Le capitalisme « laissé à lui-même », sans intervention de l’État ou d’autres institutions représentatives de la masse des citoyens comme les syndicats, produit un certain nombre de conséquences néfastes ou dangereuses dont l’évolution historique offre de nombreux exemples. Les sociétés capitalistes maintiennent et aggravent l’inégalité des conditions qui résulte de la propriété privée, de l’héritage, et de l’accumulation des capitaux, donc des richesses, mais aussi du savoir et de l’influence. L’éducation, et la mobilité sociale qui peut en découler, sont à même de tempérer cette tendance à la croissance de l’inégalité. Mais il peut se faire aussi que les plus défavorisés ne réussissent pas à sortir de leur condition, et se trouvent enfermés dans des ghettos dont l’existence est une menace pour la paix sociale. De toutes les causes d’aggravation de l’inégalité, le chômage est une des plus redoutables, surtout dans une phase où la tendance à remplacer le travail humain par la machine est prépondérante.

En face de ces problèmes, l’État doit intervenir pour limiter les inégalités, secourir les chômeurs, financer le secteur public, afin de ne pas laisser péricliter les biens collectifs au bénéfice de la seule richesse privée. C’est tout le domaine de la politique économique qui est ici en question, et les solutions peuvent aller d’un libéralisme extrême, doté d’un « État minimum », à l’interventionnisme généralisé caractéristique de la social-démocratie.

Les limites du capitalisme

Même dans l’hypothèse où le fonctionnement du capitalisme serait régulé par l’État d’une manière satisfaisante, et en accord avec les orientations données par le corps électoral, l’avenir des sociétés capitalistes pose des problèmes considérables.

Le développement des échanges et la création d’une économie véritablement mondiale entraînent de nombreux dangers de déséquilibre, car les rythmes de croissance des divers pays sont inégaux, et leurs politiques économiques contradictoires.

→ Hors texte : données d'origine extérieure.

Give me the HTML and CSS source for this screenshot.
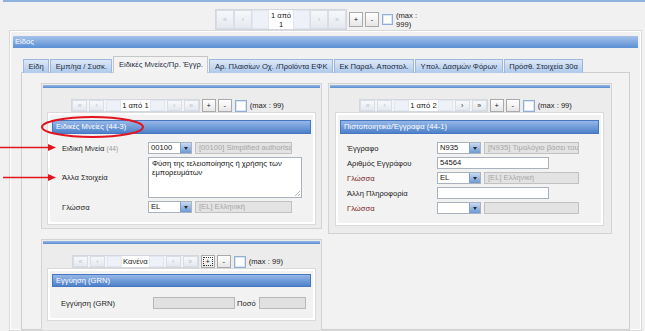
FILE: index.html
```html
<!DOCTYPE html>
<html>

<head>
    <meta charset="utf-8">
    <link rel="stylesheet" href="styles.css">
</head>

<body>
    <div class="topline"></div>

    <div class="toolbar">
        <div class="pager big">
            <div class="nav">
                <span class="pbtn off">&laquo;</span>
                <span class="pbtn off">&lsaquo;</span>
                <span class="pbox"></span>
                <span class="pinfo">1 από 1</span>
                <span class="pbox"></span>
                <span class="pbtn off">&rsaquo;</span>
                <span class="pbtn off">&raquo;</span>
            </div>
            <span class="act">+</span>
            <span class="act">-</span>
            <span class="chk"></span>
            <span class="max">(max : 999)</span>
        </div>
    </div>

    <div class="frame">
        <div class="frame-head">Είδος</div>

        <div class="tabs">
            <span class="tab">Είδη</span>
            <span class="tab">Εμπ/ηα / Συσκ.</span>
            <span class="tab on">Ειδικές Μνείες/Πρ. Έγγρ.</span>
            <span class="tab">Αρ. Πλαισίων Οχ. /Προϊόντα ΕΦΚ</span>
            <span class="tab">Εκ Παραλ. Αποστολ.</span>
            <span class="tab">Υπολ. Δασμών Φόρων</span>
            <span class="tab">Πρόσθ. Στοιχεία 30α</span>
        </div>

        <div class="tab-body">
            <div class="left-col">

                <!-- ειδικες μνειες -->
                <div class="group">
                    <div class="group-bar"></div>
                    <div class="pager-row">
                        <div class="pager">
                            <div class="nav">
                                <span class="pbtn off">&laquo;</span>
                                <span class="pbtn off">&lsaquo;</span>
                                <span class="pbox"></span>
                                <span class="pinfo">1 από 1</span>
                                <span class="pbox"></span>
                                <span class="pbtn off">&rsaquo;</span>
                                <span class="pbtn off">&raquo;</span>
                            </div>
                            <span class="act">+</span>
                            <span class="act">-</span>
                            <span class="chk"></span>
                            <span class="max">(max : 99)</span>
                        </div>
                    </div>
                    <div class="panel">
                        <div class="panel-head">Ειδικές Μνείες (44-3)</div>
                        <div class="form form-left">
                            <label>Ειδική Μνεία <small>(44)</small></label>
                            <div class="fields">
                                <span class="sel"><span class="sel-text">00100</span><span class="sel-btn"></span></span>
                                <span class="dis w97">[00100] Simplified authorisati</span>
                            </div>

                            <label>Άλλα Στοιχεία</label>
                            <div class="fields">
                                <div class="textarea">Φύση της τελειοποίησης ή χρήσης των εμπορευμάτων</div>
                            </div>

                            <label>Γλώσσα</label>
                            <div class="fields">
                                <span class="sel"><span class="sel-text">EL</span><span class="sel-btn"></span></span>
                                <span class="dis w97">[EL] Ελληνική</span>
                            </div>
                        </div>
                    </div>
                </div>

                <!-- εγγυηση -->
                <div class="group second">
                    <div class="group-bar"></div>
                    <div class="pager-row">
                        <div class="pager">
                            <div class="nav">
                                <span class="pbtn off">&laquo;</span>
                                <span class="pbtn off">&lsaquo;</span>
                                <span class="pbox"></span>
                                <span class="pinfo">Κανένα</span>
                                <span class="pbox"></span>
                                <span class="pbtn off">&rsaquo;</span>
                                <span class="pbtn off">&raquo;</span>
                            </div>
                            <span class="act focus">+</span>
                            <span class="act">-</span>
                            <span class="chk"></span>
                            <span class="max">(max : 99)</span>
                        </div>
                    </div>
                    <div class="panel">
                        <div class="panel-head small">Εγγύηση (GRN)</div>
                        <div class="grn-row">
                            <label class="grn-label">Εγγύηση (GRN)</label>
                            <span class="dis w82"></span>
                            <label class="poso">Ποσό</label>
                            <span class="dis w47"></span>
                        </div>
                    </div>
                </div>
            </div>

            <!-- πιστοποιητικα -->
            <div class="group right">
                <div class="group-bar"></div>
                <div class="pager-row">
                    <div class="pager">
                        <div class="nav">
                            <span class="pbtn off">&laquo;</span>
                            <span class="pbtn off">&lsaquo;</span>
                            <span class="pbox"></span>
                            <span class="pinfo">1 από 2</span>
                            <span class="pbox"></span>
                            <span class="pbtn">&rsaquo;</span>
                            <span class="pbtn">&raquo;</span>
                        </div>
                        <span class="act">+</span>
                        <span class="act">-</span>
                        <span class="chk"></span>
                        <span class="max">(max : 99)</span>
                    </div>
                </div>
                <div class="panel">
                    <div class="panel-head">Πιστοποιητικά/Έγγραφα (44-1)</div>
                    <div class="form form-right">
                        <label>Έγγραφο</label>
                        <div class="fields">
                            <span class="sel"><span class="sel-text">N935</span><span class="sel-btn"></span></span>
                            <span class="dis w95">[N935] Τιμολόγιο βάσει του στ</span>
                        </div>

                        <label>Αριθμός Εγγράφου</label>
                        <div class="fields">
                            <span class="txt w112">54564</span>
                        </div>

                        <label class="req">Γλώσσα</label>
                        <div class="fields">
                            <span class="sel"><span class="sel-text">EL</span><span class="sel-btn"></span></span>
                            <span class="dis w95">[EL] Ελληνική</span>
                        </div>

                        <label>Άλλη Πληροφορία</label>
                        <div class="fields">
                            <span class="txt w112"></span>
                        </div>

                        <label class="req">Γλώσσα</label>
                        <div class="fields">
                            <span class="sel"><span class="sel-text"></span><span class="sel-btn"></span></span>
                            <span class="dis w95"></span>
                        </div>
                    </div>
                </div>
            </div>
        </div>
    </div>

    <!-- σημειωσεις με κοκκινο -->
    <svg class="marks" width="645" height="331" viewBox="0 0 645 331">
        <ellipse cx="92.5" cy="127" rx="50.5" ry="10" fill="none" stroke="#e3141d" stroke-width="2" />
        <line x1="0" y1="147.5" x2="50" y2="147.5" stroke="#e3141d" stroke-width="1.5" />
        <polygon points="48,144 56,147.5 48,151" fill="#e3141d" />
        <line x1="3" y1="177.5" x2="50" y2="177.5" stroke="#e3141d" stroke-width="1.5" />
        <polygon points="48,174 56,177.5 48,181" fill="#e3141d" />
    </svg>
</body>

</html>
```

FILE: styles.css
```css
* {
    box-sizing: border-box;
}

body {
    margin: 0;
    width: 645px;
    height: 331px;
    overflow: hidden;
    position: relative;
    background-color: #f1f1f1;
    font-family: "Liberation Sans", Arial, sans-serif;
    font-size: 7.6px;
    color: #222;
}

.topline {
    height: 2px;
    margin-left: 3px;
    background-color: #8fb1de;
}

.toolbar {
    height: 28px;
    padding: 7px 0 0 215px;
}

/* pager */

.pager-row {
    display: flex;
    justify-content: center;
    padding-right: 8px;
    margin-top: 11px;
    margin-bottom: 1px;
}

.pager {
    display: flex;
    align-items: center;
    height: 13px;
}

.nav {
    display: flex;
    height: 13px;
    border: 1px solid #d3d8e0;
    background-color: #f3f4f6;
}

.pbtn {
    width: 15px;
    margin-right: 2px;
    border: 1px solid #d9dee6;
    background: linear-gradient(#f7f8fa, #e5e9ef);
    text-align: center;
    line-height: 10px;
    font-size: 7px;
    color: #333;
}

.pbtn.off {
    color: #b9c3d1;
}

.nav .pbtn:last-child {
    margin-right: 0;
}

.pbox {
    width: 15px;
    background-color: #eef1f8;
    border: 1px solid #e2e6ee;
}

.pinfo {
    min-width: 26px;
    padding: 0 1px;
    background-color: #fff;
    text-align: center;
    line-height: 11px;
    white-space: nowrap;
}

.nav .pinfo + .pbox {
    margin-right: 2px;
}

.act {
    width: 14px;
    height: 13px;
    margin-left: 2px;
    border: 1px solid #a9a9a9;
    background: linear-gradient(#fff, #e6e6e6);
    text-align: center;
    line-height: 11px;
    color: #222;
}

.act.focus {
    outline: 1px dotted #333;
    outline-offset: -3px;
}

.chk {
    width: 12px;
    height: 12px;
    margin-left: 3px;
    border: 1px solid #93aed4;
    background-color: #fff;
    box-shadow: inset 0 0 0 1px #dbe5f3;
}

.max {
    margin-left: 3px;
    white-space: nowrap;
}

.pager.big,
.pager.big .nav {
    height: 21px;
}

.pager.big .pbtn {
    width: 18px;
    margin-right: 0;
    line-height: 18px;
}

.pager.big .pbox {
    width: 17px;
}

.pager.big .pinfo {
    min-width: 0;
    width: 24px;
    white-space: normal;
    line-height: 9px;
    padding-top: 1px;
}

.pager.big .nav .pinfo + .pbox {
    margin-right: 0;
}

.pager.big .act {
    height: 15px;
    line-height: 13px;
}

.pager.big .chk {
    width: 11px;
    height: 11px;
}

.pager.big .max {
    width: 26px;
    white-space: normal;
    line-height: 9px;
}

/* frame */

.frame {
    margin: 0 3px 0 9px;
    height: 301px;
    overflow: hidden;
    border: 1px solid #d9d9d9;
    box-shadow: inset 0 0 0 1px #fff;
    padding: 5px 3px 0 3px;
}

.frame-head {
    height: 12px;
    line-height: 12px;
    padding-left: 2px;
    color: #fff;
    background: linear-gradient(#a6c3ea, #5b8fd5);
}

.tabs {
    display: flex;
    align-items: flex-end;
    height: 16px;
    margin: 9px 8px -1px 8px;
    padding-left: 2px;
    position: relative;
    z-index: 1;
}

.tab {
    height: 14px;
    padding: 0 4.5px;
    margin-right: 1px;
    line-height: 13px;
    border: 1px solid #9db8dc;
    border-bottom: none;
    background: linear-gradient(#dbe7f7, #afcaec);
    color: #1b2a3d;
    white-space: nowrap;
}

.tab.on {
    height: 17px;
    line-height: 15px;
    border-color: #c6c6c6;
    background: #f3f3f3;
}

.tab-body {
    display: grid;
    grid-template-columns: 281px 284px;
    column-gap: 6px;
    align-items: start;
    height: 258px;
    margin: 0 8px;
    padding: 10px 17px 0 19px;
    border: 1px solid #cfcfcf;
    background-color: #f2f2f2;
}

/* groups */

.group {
    border: 1px solid #d3d3d3;
    background-color: #ececec;
    padding: 1px 6px 4px 6px;
}

.group.second {
    margin-top: 10px;
    height: 100px;
}

.group.right {
    padding: 1px 8px 8px 7px;
}

.group-bar {
    height: 3px;
    margin: 0 -5px;
    background: linear-gradient(#97bae8, #5a8bd0);
}

.group.right .group-bar {
    margin: 0 -7px 0 -6px;
}

.panel {
    border: 2px solid #fff;
    outline: 1px solid #dadada;
    background-color: #f2f2f2;
    padding: 5px 2px 9px 2px;
}

.group.second .panel {
    padding-top: 3px;
}

.panel-head {
    height: 14px;
    line-height: 12px;
    padding-left: 3px;
    color: #fff;
    border: 1px solid #4677c0;
    background: linear-gradient(#95b7e7, #4e81ca);
}

.panel-head.small {
    height: 13px;
    line-height: 11px;
}

/* form rows */

.form {
    display: grid;
    row-gap: 3px;
    align-items: center;
    margin-top: 8px;
}

.form-left {
    grid-template-columns: 86px auto;
    padding-left: 10px;
}

.form-right {
    grid-template-columns: 90px auto;
    padding-left: 7px;
}

.form label small {
    font-size: 6.5px;
    color: #999;
}

.form label.req {
    color: #7a1f1f;
}

.fields {
    display: flex;
    gap: 3px;
}

.sel {
    display: flex;
    width: 44px;
    height: 12px;
    border: 1px solid #a9b2bd;
    background-color: #fff;
}

.sel-text {
    flex: 1;
    padding-left: 2px;
    line-height: 10px;
    color: #111;
}

.sel-btn {
    width: 11px;
    display: flex;
    align-items: center;
    justify-content: center;
    border-left: 1px solid #7f9ec8;
    background: linear-gradient(#c9dbf2, #6b98d5);
}

.sel-btn::after {
    content: "";
    border-top: 3px solid #2b2b2b;
    border-left: 2px solid transparent;
    border-right: 2px solid transparent;
}

.dis {
    height: 12px;
    padding-left: 3px;
    line-height: 10px;
    border: 1px solid #c1c1c1;
    background-color: #e3e3e3;
    color: #a6a6a6;
    white-space: nowrap;
    overflow: hidden;
}

.txt {
    height: 12px;
    padding-left: 2px;
    line-height: 10px;
    border: 1px solid #a9b2bd;
    background-color: #fff;
    color: #111;
}

.w97 { width: 97px; }
.w95 { width: 95px; }
.w112 { width: 112px; }
.w82 { width: 82px; }
.w47 { width: 47px; }

.textarea {
    width: 154px;
    height: 41px;
    padding: 1px 3px;
    line-height: 9px;
    border: 1px solid #a9b2bd;
    background-color: #fff;
    color: #111;
    position: relative;
}

.textarea::after {
    content: "";
    position: absolute;
    right: 1px;
    bottom: 1px;
    width: 5px;
    height: 5px;
    background: linear-gradient(135deg, transparent 45%, #bbb 45%, #bbb 55%, transparent 55%, transparent 70%, #bbb 70%, #bbb 80%, transparent 80%);
}

.grn-row {
    display: flex;
    align-items: center;
    margin-top: 10px;
    padding-left: 9px;
}

.grn-label {
    width: 92px;
}

.grn-row .dis {
    background-color: #e1e1e1;
    border-color: #b8b8b8;
}

.poso {
    margin: 0 3px 0 2px;
}

.marks {
    position: absolute;
    top: 0;
    left: 0;
    pointer-events: none;
}
```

Comme aucun mécanisme de nature à rééquilibrer les échanges ne saurait exister, cette situation nécessite une intense activité de consultations et de négociations entre les États afin d’aboutir à un minimum d’harmonisation.

Le capitalisme semble provoquer sur le plan mondial ce qui existe sur le plan de chaque État : une forte aggravation des inégalités. Un petit nombre de nations riches de l’hémisphère Nord se développent à un rythme soutenu, et consomment une part croissante des ressources mondiales, alors que la plupart des pays moins développés, situés dans l’hémisphère Sud, stagnent ou régressent. L’inégalité croissante entre les nations, voire les continents, est aggravée par l’inégalité des taux de croissance démographique, car les pays sous-développés, qui n’ont pas connu la transition démographique qui caractérise les pays riches, continuent à voir leur population se développer à un rythme rapide. On peut ainsi prévoir facilement l’aggravation des tensions qui existent déjà entre zones pauvres et surpeuplées et zones riches et moins peuplées.

Enfin apparaissent des problèmes écologiques graves, provoqués simultanément par la croissance démographique à l’échelle planétaire, la consommation accrue de ressources naturelles liée au développement, et les multiples pollutions résultant de l’activité industrielle. Si la croissance économique apparaît comme un facteur d’équilibre des pays capitalistes, elle risque à long terme d’entraîner la destruction de l’environnement naturel. Mais c’est là un problème qui découle non seulement du fonctionnement des économies capitalistes, mais de toutes les formes d’organisation sociale imaginables.